Interestingly, in the international community, the body temperature considered to be acceptable to maintain an outwardly suitable presentation is actually much higher, at around 18 degrees Celsius (65 degrees Fahrenheit)1. In some US States it is stipulated to be lower at 8 degrees Celsius (47-48 degrees Fahrenheit).2

In the UK, where it is not uncommon to have waits of several weeks for Cremations to take place, there have been Home Funerals that have seen the body kept at home (not without the challenge of considerable maintenance, but certainly without incident) for up to two weeks simply using ice packs.3

The World Health Organisation has made it quite clear that there is little risk associated with coming into contact with or looking after a deceased person. “… Furthermore, although some of these diseases are highly contagious, their causative agents are unable to survive long in the human body following death… It is therefore unlikely that such epidemics will result from contact with a cadaver. Indeed, survivors present a much more important reservoir for disease…” – World Health Organisation.4 Dr. Michael Osterholm (Centre for Infectious Disease Policy and Research (CID) goes on to state – “… the mere presence of a dead body without regard to its embalmed status and one that is not leaking blood from an open wound or perforation, does not pose an increased [health] risk of infectious disease transmission for the person who might handle that body or review it in a private setting. Once a human dies, infectious agents that would be of any concern, including those on the individual’s skin or internal organs, is greatly diminished… there simply is no measurable risk of that body transmitting an infectious agent…”5 This is an important point because often we have been lead to believe as a consuming public that dead bodies are dangerous and should therefore be handed over to the professionals for their expert care. This is not in fact the case and that is reflected in the lack of Legislative requirement upon the public to engage the services of a Commercial Funeral Home.

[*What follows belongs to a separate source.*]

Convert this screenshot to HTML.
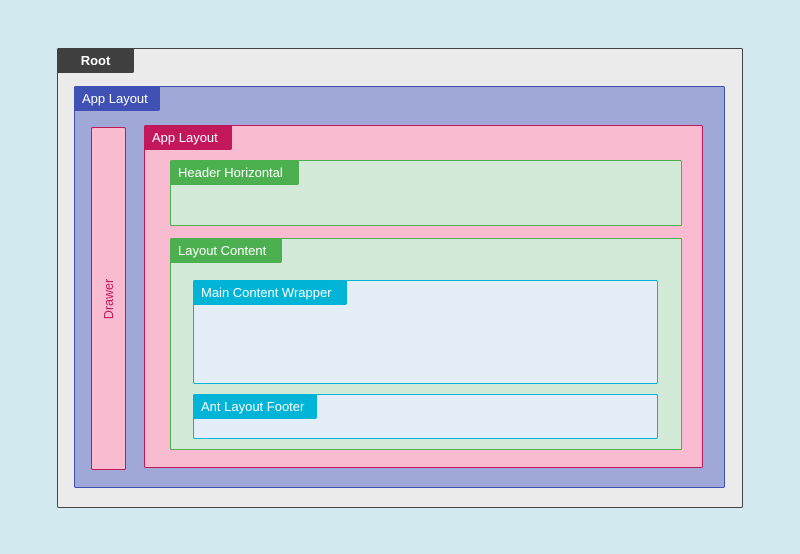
<!DOCTYPE html>
<html><head><meta charset="utf-8"><style>
body{margin:0;width:800px;height:554px;background:#d2eaef;position:relative;overflow:hidden;font-family:"Liberation Sans",sans-serif}
.b{position:absolute;box-sizing:border-box;border:1px solid;border-radius:2px}
.l{position:absolute;left:-1px;top:-1px;color:#fff;font-size:13px;line-height:26px;padding:0 8px;border-radius:2px 0 2px 0;height:25px}
</style></head><body>
<div class="b" style="left:57px;top:48px;width:686px;height:460px;background:#ebebeb;border-color:#444">
 <div class="l" style="background:#404040;width:77px;height:25px;box-sizing:border-box;text-align:center;font-weight:bold;line-height:25px">Root</div></div>
<div class="b" style="left:74px;top:86px;width:651px;height:402px;background:#9fa8d6;border-color:#3f51b5">
 <div class="l" style="background:#3f51b5;width:86px;box-sizing:border-box">App Layout</div></div>
<div class="b" style="left:91px;top:127px;width:35px;height:343px;background:#f8bbd0;border-color:#c2185b">
 <div style="position:absolute;left:50%;top:50%;transform:translate(-50%,-50%) rotate(-90deg);color:#c2185b;font-size:12.5px;white-space:nowrap">Drawer</div></div>
<div class="b" style="left:144px;top:125px;width:559px;height:343px;background:#f8bbd0;border-color:#c2185b">
 <div class="l" style="background:#c2185b;width:88px;box-sizing:border-box">App Layout</div></div>
<div class="b" style="left:170px;top:160px;width:512px;height:66px;background:#d4ead8;border-color:#4caf50">
 <div class="l" style="background:#4caf50;width:129px;box-sizing:border-box">Header Horizontal</div></div>
<div class="b" style="left:170px;top:238px;width:512px;height:212px;background:#d4ead8;border-color:#4caf50">
 <div class="l" style="background:#4caf50;width:112px;box-sizing:border-box">Layout Content</div></div>
<div class="b" style="left:193px;top:280px;width:465px;height:104px;background:#e3eef9;border-color:#00b4d8">
 <div class="l" style="background:#00b4d8;width:154px;box-sizing:border-box">Main Content Wrapper</div></div>
<div class="b" style="left:193px;top:394px;width:465px;height:45px;background:#e3eef9;border-color:#00b4d8">
 <div class="l" style="background:#00b4d8;width:124px;box-sizing:border-box">Ant Layout Footer</div></div>
</body></html>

1 The Science Behind Green and Conventional Burial in Lay Terms by the Green Burial Council, prepared by Lee Wesbter with assistance from Carl Anderson, M.S.; Kirsten Bass, MD, PhD; John Meagher, Executive Director, RESET; Lindsay Soyer, licenced FD; Merilynne Rush; and Steven Whitman, M.A., AIC. Published in Changing Landscapes, compiled and edited by Lee Webster. Page 246.

2 The Advantages of Alternative Cooling Techniques by Lee Webster. Published in Changing Landscapes, compiled and edited by Lee Webster. Page 59.

3 The Natural Death Handbook, Fifth Edition, Page 34. Chapter written by Ru Callender, Natural Death Centre Charity UK

4 The Science Behind Green and Conventional Burial in Lay Terms by the Green Burial Council, prepared by Lee Wesbter with assistance from Carl Anderson, M.S.; Kirsten Bass, MD, PhD; John Meagher, Executive Director, RESET; Lindsay Soyer, licenced FD; Merilynne Rush; and Steven Whitman, M.A., AIC. Published in Changing Landsacapes, compiled and edited by Lee Webster. Page 242.

5 The Science Behind Green and Conventional Burial in Lay Terms by the Green Burial Council, prepared by Lee Wesbter with assistance from Carl Anderson, M.S.; Kirsten Bass, MD, PhD; John Meagher, Executive Director, RESET; Lindsay Soyer, licenced FD; Merilynne Rush; and Steven Whitman, M.A., AIC. Published in Changing Landsacapes, compiled and edited by Lee Webster. Page 242.